A self-employed worker receives none of this. And in addition, the self-employed have to bear the risks of starting and running their own business, of having to raise finance and be a jack-of-all-trades – from keeping the accounts to marketing and promotion and being their own IT problem fixer. This is not an anomalous gap on a statistical spreadsheet: it is a gulf separating two separate worlds of work and endeavour.

Arguably as worrying for the self-employed sector as the immediate hit was the line in the Budget speech indicating that further action was likely to further narrow the difference in NI treatment between salaried workers and the self-employed, with further study being undertaken. That casts a dark cloud over future cash flow planning and business funding. And this is coincident with a marked slowdown ahead in consumer spending on which many owner-managed businesses depend on future growth.

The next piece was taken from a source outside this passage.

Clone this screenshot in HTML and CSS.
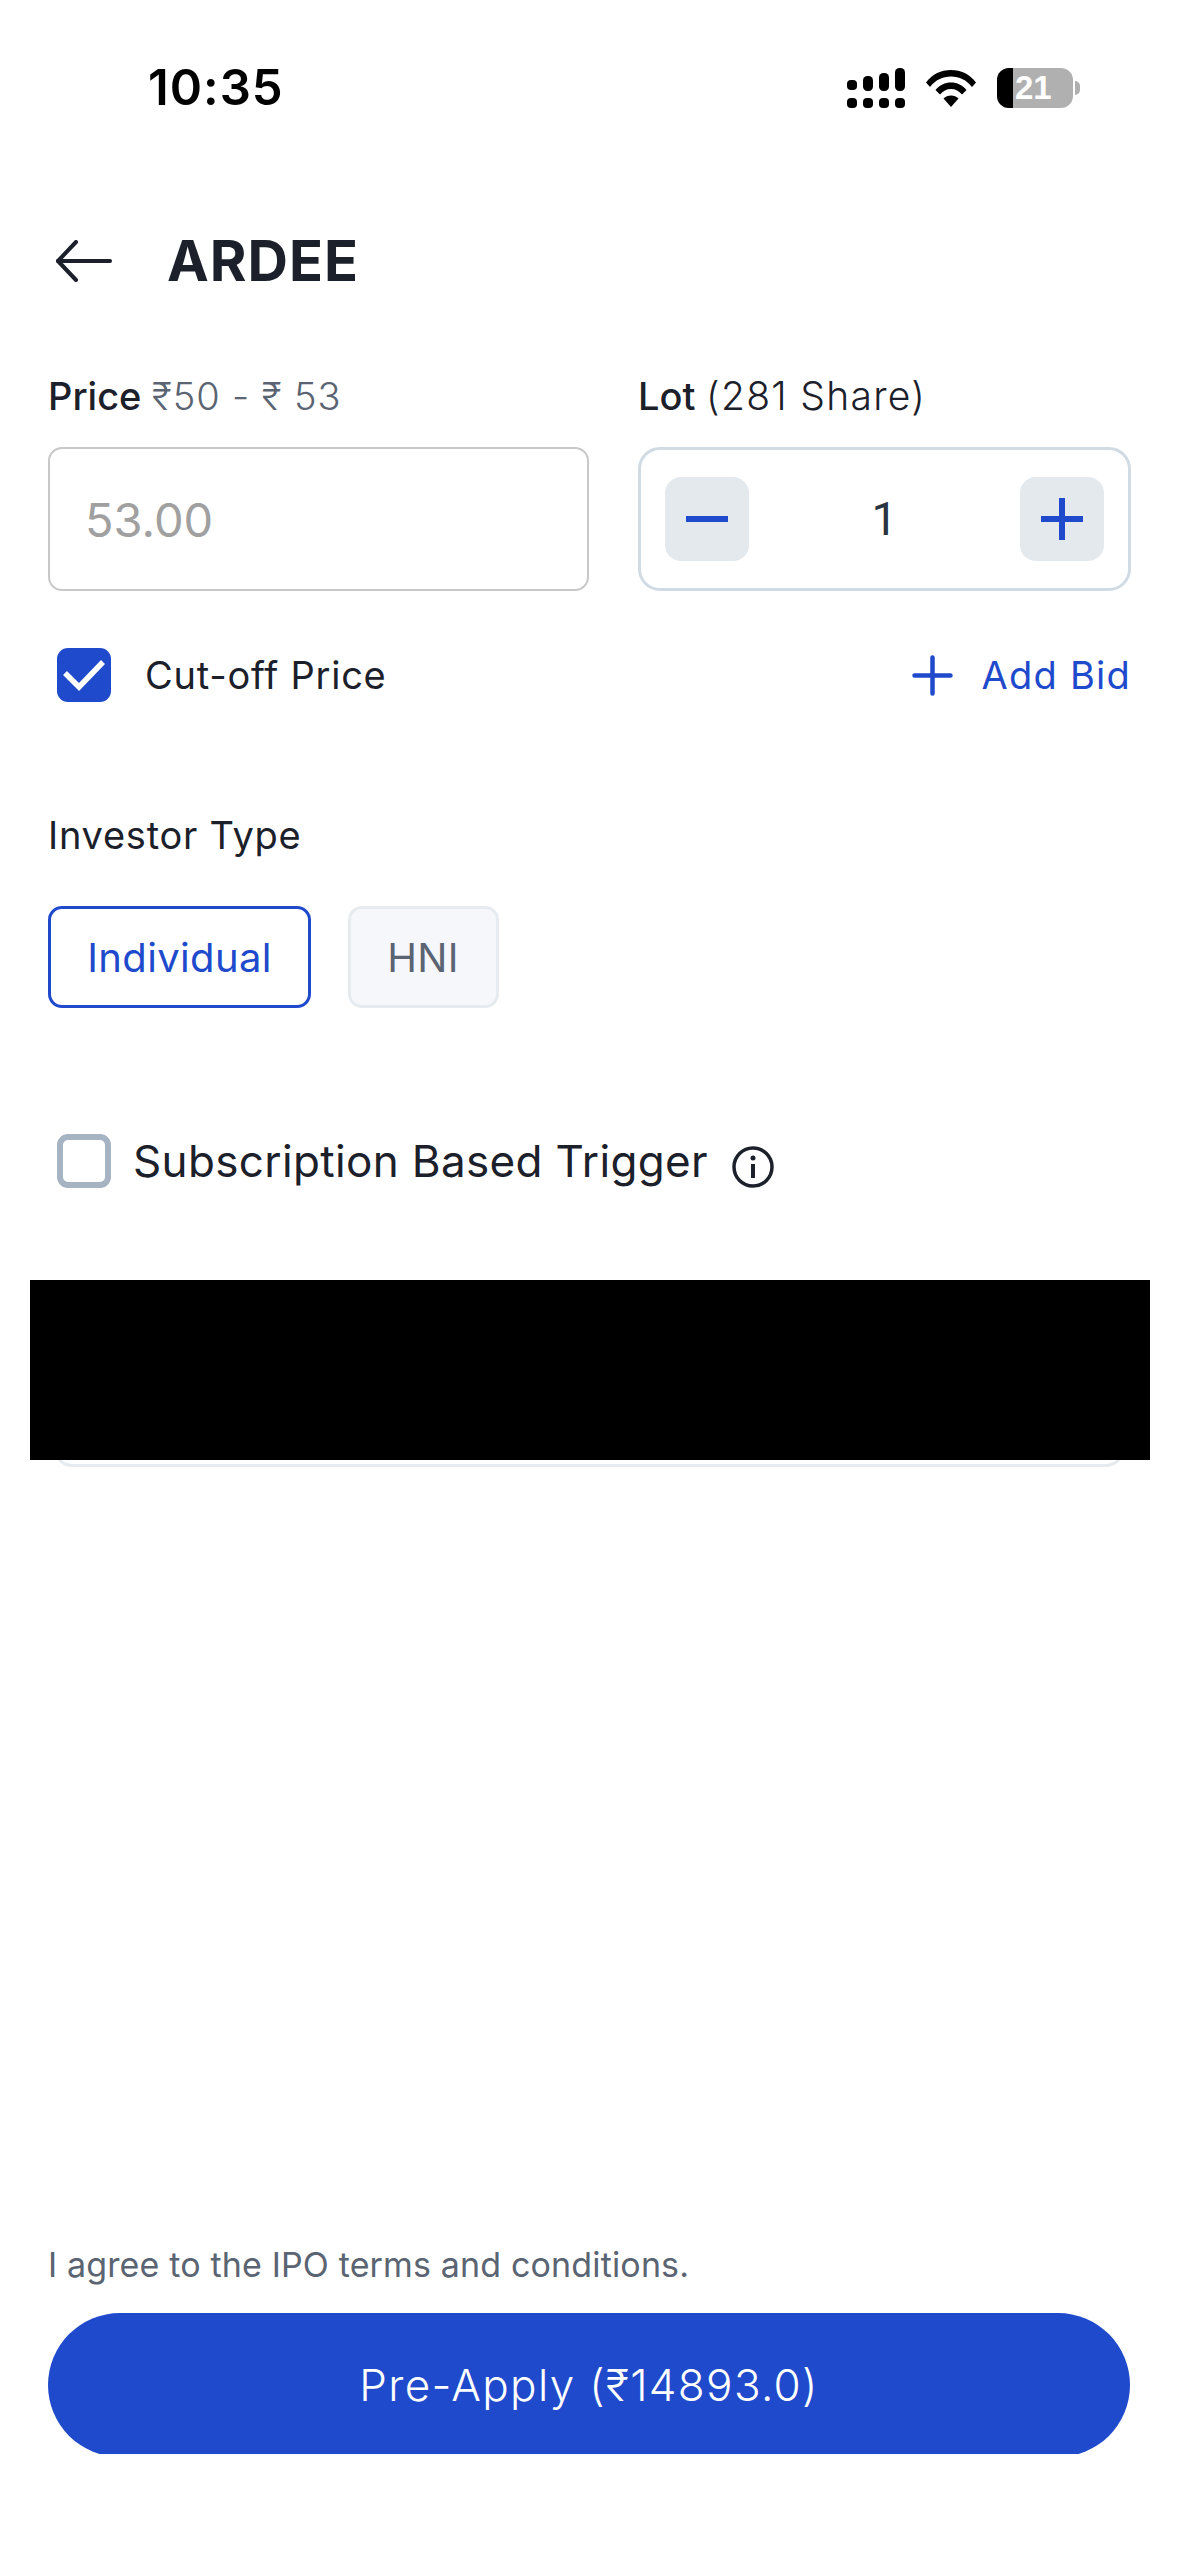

Scotland, just as much as the rest of the UK, has experienced a surge in self-employment over the past eight years. Many of these comprised people shaken out of salaried employment as companies retrenched in the wake of the 2008-09 financial crisis. Others, taking early retirement, needed to augment their pension income.

But a host of others saw self-employment as the fulfilment of a dream to build their own business and be their own boss.

It is tempting to regard the typical self-employed as a techno geek hunched over a laptop, supping a flat white latte in London’s Clerkenwell Road and with no more stress and strain than tapping a set of iPad keys. But research released last week from the Federation of Small Businesses (FSB) revealed a more telling and comprehensive picture: small firms in rural Scotland are likely to be hit hardest by the chancellor’s move to hike taxes on the self-employed.

Towns such as Newton Mearns, Aberfeldy and Callander have more than 11 per cent of their workforce self-employed. In West Linton, Comrie and Killearn the percentage climbs to more than 14 per cent. And in Ullapool and Newtonmore the proportion climbs to more than 17 per cent.

Andy Willox, the FSB’s Scottish policy convenor, says: “The chancellor’s 
£1 billion tax hike on those who work for themselves is the wrong move at the wrong time. Not only does it undermine the chancellor’s plan for the UK to be the best place to start and grow a business, it puts at risk the success of small town Scotland. Many of the self-employed are people on relatively modest incomes – without the benefit of things like paid holidays and sick leave.”

The chancellor, he added, “should rethink this wrongheaded move”.

The Treasury appears concerned that the rise in the numbers of the self-employed in recent years would reduce the tax take from what otherwise would have been the case. But that is to overlook the economic benefits this brings – not least a more dynamic and responsive business base, and a growing number of entrepreneurs prepared to take risks.

And after all, it has been Conservative ministers since 2010 who have extolled the virtues of self-employment and indeed gave full throttle support for the Start-Up Britain campaign – from Downing Street down. And it is the growth in start-ups and self-employment that helps to explain why today we have the highest numbers of people in work on record.

From long hours in the tourist sector to undertaking myriad tasks in building and construction: the reality is that self-employed workers account for a significant proportion of small and medium sized businesses (SMEs). A timely Economic Imperative Report from the Royal Society of Arts last week reminded us that SMEs represent 99 per cent of UK businesses, employing 15.7 million people. They have a combined turnover of £1.8 trillion and play a vital role in the economy: they innovate and boost competition in markets that might otherwise become stagnant.

This is the universe to which economies look for enterprise, innovation and growth. If the spreadsheet anomaly so irked him, better, surely, that the chancellor looked to cutting the tax burden on salaried workers rather than raising the tax take on the self-employed. It smacks of a fundamentally wrong-headed view of what really drives economic growth: not the constant effort to drive up tax to fund the activities of government but as much as possible to contain the tax burden and allow workers and businesses to fund activity and growth.

It is through this that jobs are created and in time higher spending to increase government revenues. How else, to echo a phrase in Hammond’s budget speech on Wednesday, do we go about “preparing Britain for a brighter future”?

Is it really necessary to spell out such a basic lesson in economics to a Conservative chancellor? Sadly, the answer seems to be “yes”. If it was not an unfortunate episode of statistical blindness, what on earth could have possessed him?